Leaders’ perspectives must grow as they encounter increased difficulty and complexity in more senior positions.
Leaders form ideas around what the future should look like. They create objectives and initiatives to fulfill that vision or to prepare their firm for the future. As they gain seniority, leaders should embrace new perspectives, inspire and encourage learning, support collaboration, match people to the right tasks and jobs, and support their execution. Senior executives require a bigger view to craft a vision 10 years out than a senior manager needs for working on a three-year strategic plan. A senior executive must weigh the perspectives of multiple stakeholders simultaneously.
“To support lasting change…create habits of mind which do not only support this change but also make future changes more possible.”
Self-sovereigns have a difficult time at any level of leadership because they find it nearly impossible to acknowledge, let alone consider, other perspectives.

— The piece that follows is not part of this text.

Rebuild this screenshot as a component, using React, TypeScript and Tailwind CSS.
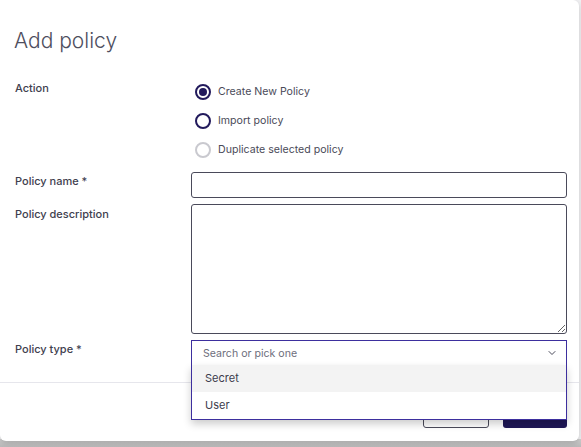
import React from "react";
import { ChevronDown } from "lucide-react";

function Radio({ state, label }: { state: "on" | "off" | "disabled"; label: string }) {
  const border =
    state === "disabled" ? "border-[#c9c9cf]" : "border-[#221a5c]";
  return (
    <div className="flex h-[29px] items-center gap-[7px]">
      <span
        className={`flex h-[16px] w-[16px] items-center justify-center rounded-full border-2 ${border} bg-white`}
      >
        {state === "on" && <span className="h-[8px] w-[8px] rounded-full bg-[#221a5c]" />}
      </span>
      <span className="text-[10.6px] text-[#4a4a58]">{label}</span>
    </div>
  );
}

export default function App() {
  return (
    <div
      className="relative h-[447px] w-[581px] overflow-hidden bg-[#f1f1f3]"
      style={{ fontFamily: "Inter, 'Noto Sans', sans-serif" }}
    >
      <div className="absolute bottom-0 left-0 right-0 h-[8px] bg-gradient-to-b from-[#d0d0d0] to-[#b9b9b9]" />
      <div className="relative h-[441px] w-[579px] rounded-b-[6px] rounded-tr-[6px] bg-white shadow-[0_2px_6px_rgba(0,0,0,0.18)]">
        <div className="pl-[14px] pt-[27px]">
          <h1 className="text-[21px] font-light leading-[28px] text-[#4e4e5e]">Add policy</h1>
        </div>

        <div className="mt-[22px] flex flex-col">
          {/* Action */}
          <div className="flex">
            <div className="w-[191px] pl-[15px] pt-[3px] text-[11px] font-medium leading-[16px] text-[#40404e]">
              Action
            </div>
            <div className="flex flex-col pl-[4px]">
              <Radio state="on" label="Create New Policy" />
              <Radio state="off" label="Import policy" />
              <Radio state="disabled" label="Duplicate selected policy" />
            </div>
          </div>

          {/* Policy name */}
          <div className="mt-[8px] flex">
            <div className="w-[191px] pl-[15px] pt-[1px] text-[11px] font-medium leading-[16px] text-[#40404e]">
              Policy name *
            </div>
            <input className="h-[26px] w-[376px] rounded-[3px] border border-[#4a4a5a] bg-white px-2 text-[11px] outline-none" />
          </div>

          {/* Description */}
          <div className="mt-[6px] flex">
            <div className="w-[191px] pl-[15px] pt-[2px] text-[11px] font-medium leading-[16px] text-[#40404e]">
              Policy description
            </div>
            <textarea className="h-[130px] w-[376px] rounded-[3px] border border-[#4a4a5a] bg-white px-2 text-[11px] outline-none" />
          </div>

          {/* Policy type */}
          <div className="mt-[6px] flex">
            <div className="w-[191px] pl-[15px] pt-[1px] text-[11px] font-medium leading-[16px] text-[#40404e]">
              Policy type *
            </div>
            <div className="relative w-[376px]">
              <div className="flex h-[25px] items-center justify-between border border-b-0 border-[#3d2f9e] bg-white pl-[11px] pr-[8px]">
                <span className="pt-[1px] text-[10.6px] text-[#6e6e7c]">Search or pick one</span>
                <ChevronDown size={12} strokeWidth={2} className="text-[#4a4a5a]" />
              </div>
              <div className="absolute left-0 right-0 top-[25px] z-10 border border-t-0 border-[#3d2f9e] bg-white shadow-[0_4px_8px_rgba(0,0,0,0.2)]">
                <div className="flex h-[27px] items-center bg-[#f3f3f3] pl-[13px] text-[11px] text-[#3c3c4c]">
                  Secret
                </div>
                <div className="flex h-[27px] items-center pl-[13px] text-[11px] text-[#3c3c4c]">
                  User
                </div>
              </div>
            </div>
          </div>
        </div>

        {/* Footer */}
        <div className="mt-[17px] border-t border-[#e6e6ec]">
          <div className="flex justify-end gap-[14px] pr-[12px] pt-[16px]">
            <button className="h-[29px] w-[66px] rounded-[3px] border border-[#4a4a5a] bg-white text-[11px] text-[#3c3c4c]">
              Cancel
            </button>
            <button className="h-[29px] w-[64px] rounded-[3px] bg-[#1e1656] text-[11px] text-white">
              Save
            </button>
          </div>
        </div>
      </div>
    </div>
  );
}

Expanding time horizons and considering other stakeholders are challenging. Socialized-stage leaders might manage longer time horizons, but remain overly partial to one perspective – perhaps their bosses’ – and struggle with the paradox of having less control as they move into more senior positions.
Seasoned self-authored leaders have what they need to navigate change. They see others’ perspectives and have no illusions about the nature of control. They expect ambiguity. Their attachment to their values and principles might blind them to the perspective of others.
Ask leaders at all stages to answer stretch questions. For example: “What do clients/stakeholders want from the firm and what opportunities do you see?” Or, “What do you see the firm looking like in five or 10 years? How should the firm position itself?” These questions force people to think strategically. Help your leaders, employees and teams stay mindful of their goals. Build their development into your operations. This includes giving people time for exploration, reflection and experimentation. Make it possible for leaders and employees to do their work while learning.
Make learning part of your performance expectations for everyone in your organization.
Ensure that your leaders and employees pursue continual learning and constant growth. Regard employee development as an investment, not a cost. Every firm needs more people at higher developmental stages.